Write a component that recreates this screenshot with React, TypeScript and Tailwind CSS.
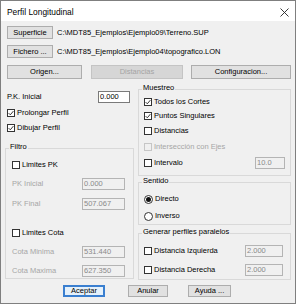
import React from "react";

const font = { fontFamily: '"Liberation Sans", Arial, sans-serif' };

function Check({ checked = false, disabled = false }: { checked?: boolean; disabled?: boolean }) {
  return (
    <span
      className={
        disabled
          ? "w-[8px] h-[8px] border border-[#c6c6c6] bg-[#f0f0f0] flex items-center justify-center shrink-0"
          : "w-[8px] h-[8px] border border-[#333333] bg-white flex items-center justify-center shrink-0"
      }
    >
      {checked && (
        <svg width="6" height="6" viewBox="0 0 6 6">
          <path d="M0.6 3.1 L2.3 4.8 L5.4 1.1" stroke="#222" strokeWidth="0.9" fill="none" />
        </svg>
      )}
    </span>
  );
}

function Radio({ checked = false }: { checked?: boolean }) {
  return (
    <span className="w-[9px] h-[9px] rounded-full border border-[#333333] bg-white flex items-center justify-center shrink-0">
      {checked && <span className="w-[5px] h-[5px] rounded-full bg-[#111111]" />}
    </span>
  );
}

function Input({ value, disabled = false, className }: { value: string; disabled?: boolean; className: string }) {
  return (
    <div
      className={
        (disabled
          ? "border border-[#b4b4b4] bg-[#f0f0f0] text-[#8a8a8a] "
          : "border border-[#7a7a7a] bg-white text-black ") +
        "h-[12px] flex items-center pl-[1px] leading-none " +
        className
      }
    >
      {value}
    </div>
  );
}

function Btn({ children, className, disabled = false, primary = false }: { children: React.ReactNode; className: string; disabled?: boolean; primary?: boolean }) {
  let cls = "border border-[#adadad] bg-[#e1e1e1] text-black ";
  if (disabled) cls = "border border-[#c4c4c4] bg-[#d6d6d6] text-[#a4a4a4] ";
  if (primary) cls = "border-2 border-[#3a7fd0] bg-[#e5f1fb] text-black ";
  return <div className={cls + "flex items-center justify-center leading-none shrink-0 " + className}>{children}</div>;
}

function Group({ label, className, children }: { label: string; className: string; children: React.ReactNode }) {
  return (
    <div className={"relative border border-[#d9d9d9] flex flex-col " + className}>
      <span className="absolute left-[3px] top-[-7px] bg-[#f0f0f0] px-[1px] leading-[10px]">{label}</span>
      {children}
    </div>
  );
}

export default function App() {
  return (
    <div
      style={font}
      className="w-[296px] h-[304px] border border-[#7f7f7f] bg-[#f0f0f0] text-[7.5px] text-black flex flex-col overflow-hidden"
    >
      {/* title bar */}
      <div className="h-[20px] bg-white flex items-center pl-[6px] pr-[6px] pt-[3px] shrink-0">
        <span className="text-[8.4px] leading-none">Perfil Longitudinal</span>
        <svg className="ml-auto" width="9" height="9" viewBox="0 0 9 9">
          <path d="M0.5 0.5 L8.5 8.5 M8.5 0.5 L0.5 8.5" stroke="#222" strokeWidth="0.9" />
        </svg>
      </div>

      {/* row 1 */}
      <div className="mt-[5px] h-[13px] flex items-center shrink-0">
        <Btn className="ml-[6px] w-[46px] h-[13px]">Superficie</Btn>
        <span className="ml-[4px] leading-none">C:\MDT85_Ejemplos\Ejemplo09\Terreno.SUP</span>
      </div>
      {/* row 2 */}
      <div className="mt-[6px] h-[13px] flex items-center shrink-0">
        <Btn className="ml-[6px] w-[46px] h-[13px]">Fichero ...</Btn>
        <span className="ml-[4px] leading-none">C:\MDT85_Ejemplos\Ejemplo04\topografico.LON</span>
      </div>
      {/* row 3 */}
      <div className="mt-[7px] h-[14px] flex items-center shrink-0">
        <Btn className="ml-[6px] w-[75px] h-[14px]">Origen...</Btn>
        <Btn disabled className="ml-[9px] w-[92px] h-[14px]">Distancias</Btn>
        <Btn className="ml-[8px] w-[100px] h-[14px]">Configuracion...</Btn>
      </div>

      {/* columns */}
      <div className="flex items-start ml-[4px] shrink-0">
        {/* left */}
        <div className="w-[129px] flex flex-col">
          <div className="mt-[12px] h-[12px] flex items-center">
            <span className="pl-[2px] leading-none">P.K. Inicial</span>
            <Input value="0.000" className="ml-auto mr-[4px] w-[32px]" />
          </div>
          <div className="mt-[4px] h-[12px] flex items-center gap-[2px] pl-[2px]">
            <Check checked />
            <span className="leading-none">Prolongar Perfil</span>
          </div>
          <div className="mt-[3px] h-[12px] flex items-center gap-[2px] pl-[2px]">
            <Check checked />
            <span className="leading-none">Dibujar Perfil</span>
          </div>
          <Group label="Filtro" className="mt-[14px] pb-[1px]">
            <div className="mt-[10px] h-[12px] flex items-center gap-[2px] pl-[6px]">
              <Check />
              <span className="leading-none">Limites PK</span>
            </div>
            <div className="mt-[7px] h-[12px] flex items-center pl-[6px]">
              <span className="leading-none text-[#a6a6a6]">PK Inicial</span>
              <Input disabled value="0.000" className="ml-auto mr-[8px] w-[43px]" />
            </div>
            <div className="mt-[8px] h-[12px] flex items-center pl-[6px]">
              <span className="leading-none text-[#a6a6a6]">PK Final</span>
              <Input disabled value="507.067" className="ml-auto mr-[8px] w-[43px]" />
            </div>
            <div className="mt-[17px] h-[12px] flex items-center gap-[2px] pl-[6px]">
              <Check />
              <span className="leading-none">Limites Cota</span>
            </div>
            <div className="mt-[7px] h-[12px] flex items-center pl-[6px]">
              <span className="leading-none text-[#a6a6a6]">Cota Minima</span>
              <Input disabled value="531.440" className="ml-auto mr-[8px] w-[43px]" />
            </div>
            <div className="mt-[7px] h-[12px] flex items-center pl-[6px]">
              <span className="leading-none text-[#a6a6a6]">Cota Maxima</span>
              <Input disabled value="627.350" className="ml-auto mr-[8px] w-[43px]" />
            </div>
          </Group>
        </div>

        {/* right */}
        <div className="w-[153px] ml-[4px] flex flex-col">
          <Group label="Muestreo" className="mt-[10px] pb-[6px]">
            <div className="mt-[6px] h-[12px] flex items-center gap-[2px] pl-[5px]">
              <Check checked />
              <span className="leading-none">Todos los Cortes</span>
            </div>
            <div className="mt-[2px] h-[12px] flex items-center gap-[2px] pl-[5px]">
              <Check checked />
              <span className="leading-none">Puntos Singulares</span>
            </div>
            <div className="mt-[3px] h-[12px] flex items-center gap-[2px] pl-[5px]">
              <Check />
              <span className="leading-none">Distancias</span>
            </div>
            <div className="mt-[4px] h-[12px] flex items-center gap-[2px] pl-[5px]">
              <Check disabled />
              <span className="leading-none text-[#a6a6a6]">Intersección con Ejes</span>
            </div>
            <div className="mt-[4px] h-[12px] flex items-center gap-[2px] pl-[5px]">
              <Check />
              <span className="leading-none">Intervalo</span>
              <Input disabled value="10.0" className="ml-auto mr-[5px] w-[30px]" />
            </div>
          </Group>
          <Group label="Sentido" className="mt-[6px] pb-[2px]">
            <div className="mt-[10px] h-[12px] flex items-center gap-[2px] pl-[5px]">
              <Radio checked />
              <span className="leading-none">Directo</span>
            </div>
            <div className="mt-[5px] h-[12px] flex items-center gap-[2px] pl-[5px]">
              <Radio />
              <span className="leading-none">Inverso</span>
            </div>
          </Group>
          <Group label="Generar perfiles paralelos" className="mt-[8px] pb-[3px]">
            <div className="mt-[11px] h-[12px] flex items-center gap-[2px] pl-[5px]">
              <Check />
              <span className="leading-none">Distancia Izquierda</span>
              <Input disabled value="2.000" className="ml-auto mr-[7px] w-[38px]" />
            </div>
            <div className="mt-[7px] h-[12px] flex items-center gap-[2px] pl-[5px]">
              <Check />
              <span className="leading-none">Distancia Derecha</span>
              <Input disabled value="2.000" className="ml-auto mr-[7px] w-[38px]" />
            </div>
          </Group>
        </div>
      </div>

      {/* bottom buttons */}
      <div className="mt-[5px] h-[12px] flex items-center shrink-0">
        <Btn primary className="ml-[62px] w-[42px] h-[12px]">Aceptar</Btn>
        <Btn className="ml-[23px] w-[40px] h-[12px]">Anular</Btn>
        <Btn className="ml-[20px] w-[43px] h-[12px]">Ayuda ...</Btn>
      </div>
    </div>
  );
}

* [Required task]: Give nothing but the number of lines containing the string "React".

* [Solution to the exercise]: 4